23. But to play a major role in the 21st century – to fulfill our undoubted potential — India also needs to solve its internal problems. We must ensure that we do enough to keep our people healthy, well-fed, and secure — secure not just from jihadi terrorism, a real threat, but from the daily terror of poverty, hunger and ill-health. Progress is being made: we can take satisfaction from India’s success in carrying out three kinds of revolutions in feeding our people as our President has mentioned – the “green revolution” in food grains, the “white revolution” in milk production and, at now there’s a new one, a “blue revolution” in the development of our fisheries. But the benefits of these revolutions have not yet reached the third of our population still living below the poverty line.

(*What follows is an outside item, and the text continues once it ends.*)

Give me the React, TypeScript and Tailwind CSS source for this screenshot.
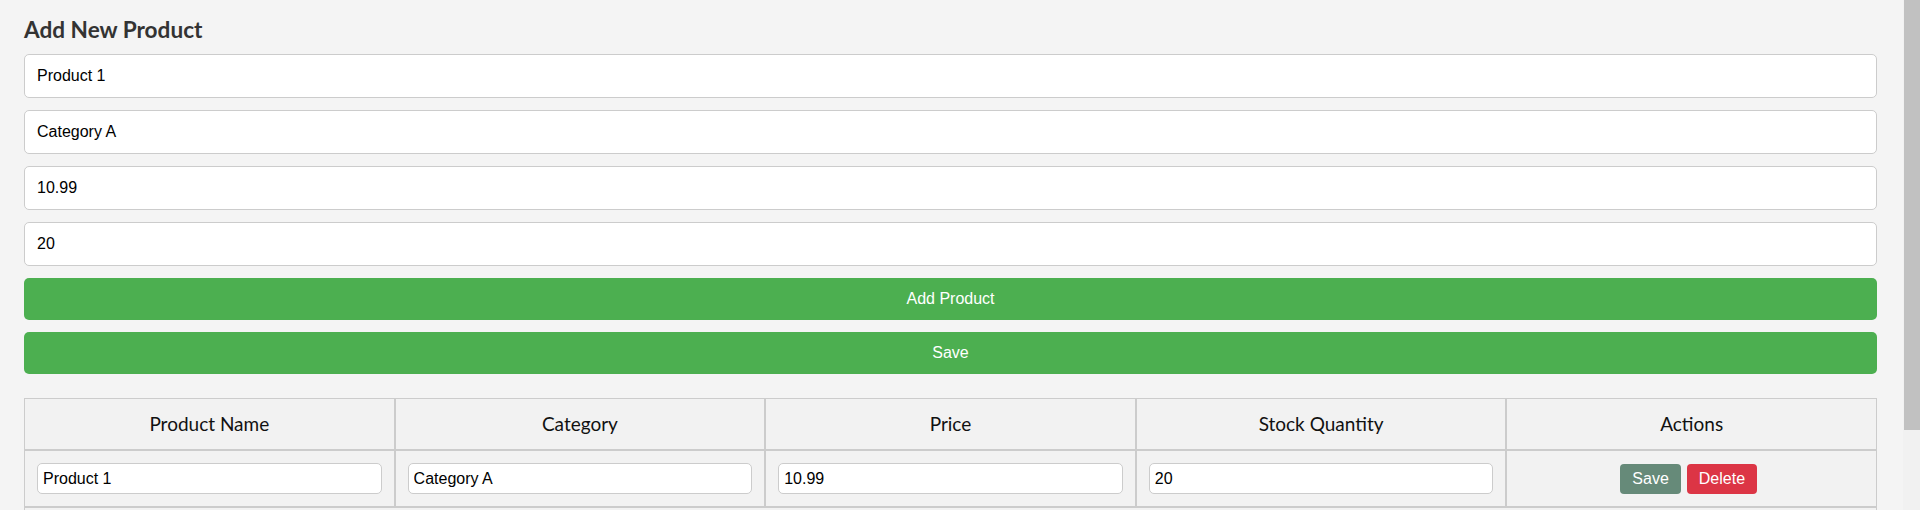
import React from "react";

const inputCls =
  "block w-full h-[44px] px-3 border border-[#cccccc] rounded-[5px] bg-white text-[16px] text-black outline-none";
const cellInputCls =
  "block w-full h-[31px] px-[5px] border border-[#cccccc] rounded-[5px] bg-white text-[16px] text-black outline-none";

export default function App() {
  const cols = ["Product Name", "Category", "Price", "Stock Quantity", "Actions"];
  return (
    <div className="flex h-[510px] overflow-hidden bg-[#f4f4f4]">
      <div
        className="flex-1 min-w-0 pl-6 pr-[26px] pt-[15px]"
        style={{ fontFamily: "Lato, 'Liberation Sans', sans-serif" }}
      >
        <h2 className="m-0 mb-[10px] text-[22.6px] leading-[29px] font-bold text-[#333333]">Add New Product</h2>
        <div className="flex flex-col gap-3" style={{ fontFamily: "'Liberation Sans', Arial, sans-serif" }}>
          <input className={inputCls} defaultValue="Product 1" />
          <input className={inputCls} defaultValue="Category A" />
          <input className={inputCls} defaultValue="10.99" />
          <input className={inputCls} defaultValue="20" />
          <button className="h-[42px] w-full rounded-[5px] bg-[#4caf50] text-white text-[16px]">Add Product</button>
          <button className="h-[42px] w-full rounded-[5px] bg-[#4caf50] text-white text-[16px]">Save</button>
        </div>
        <table className="mt-6 w-full table-fixed border-separate border-spacing-0">
          <thead>
            <tr>
              {cols.map((c) => (
                <th
                  key={c}
                  className="border border-[#cccccc] bg-[#f2f2f2] px-3 py-3 text-center font-normal text-[19px] leading-[26px] text-[#111111]"
                >
                  {c}
                </th>
              ))}
            </tr>
          </thead>
          <tbody style={{ fontFamily: "'Liberation Sans', Arial, sans-serif" }}>
            <tr>
              <td className="border border-[#cccccc] bg-[#f2f2f2] p-3">
                <input className={cellInputCls} defaultValue="Product 1" />
              </td>
              <td className="border border-[#cccccc] bg-[#f2f2f2] p-3">
                <input className={cellInputCls} defaultValue="Category A" />
              </td>
              <td className="border border-[#cccccc] bg-[#f2f2f2] p-3">
                <input className={cellInputCls} defaultValue="10.99" />
              </td>
              <td className="border border-[#cccccc] bg-[#f2f2f2] p-3">
                <input className={cellInputCls} defaultValue="20" />
              </td>
              <td className="border border-[#cccccc] bg-[#f2f2f2] p-3">
                <div className="flex justify-center gap-[6px] pr-[6px]">
                  <button className="h-[30px] px-3 rounded-[4px] bg-[#668a79] text-white text-[16px]">Save</button>
                  <button className="h-[30px] px-3 rounded-[4px] bg-[#dc3545] text-white text-[16px]">Delete</button>
                </div>
              </td>
            </tr>
            <tr>
              <td className="border border-[#cccccc] bg-[#f2f2f2] p-3 h-[57px]" colSpan={5}></td>
            </tr>
          </tbody>
        </table>
      </div>
      <div className="w-[17px] shrink-0 bg-[#f1f1f1] pl-px">
        <div className="h-[430px] w-full bg-[#c1c1c1]"></div>
      </div>
    </div>
  );
}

24. Now I have written in my books of the many problems the country faces, the poor quality of much of its political leadership, and other parties hasten to add, the rampant corruption, the criminalization of politics. And yet — corruption is being tackled by an activist judiciary and by energetic investigative agencies that have not hesitated to indict the most powerful politicians. (If only the rate of convictions matched the rate of indictments, it might be even better…) The rule of law remains a vital Indian strength. Nongovernmental organizations actively defend human rights, promoting environmentalism, fighting injustice. The press, the media is free, lively, irreverent, disdainful of sacred cows.
25. I believe that the India of tomorrow is one open to the contention of ideas and interests within it, unafraid of the prowess or the products of the outside world, wedded to the democratic pluralism that is India’s greatest strength, and determined to liberate and fulfill the creative energies of our people. That is the transformed India of the early 21st century, and its place in today’s world is well worth looking forward to.
26. Congratulations once again to the Indian Oil Corporation for its vital and continuing role in this transformation, and thank you very much. Jai Hind!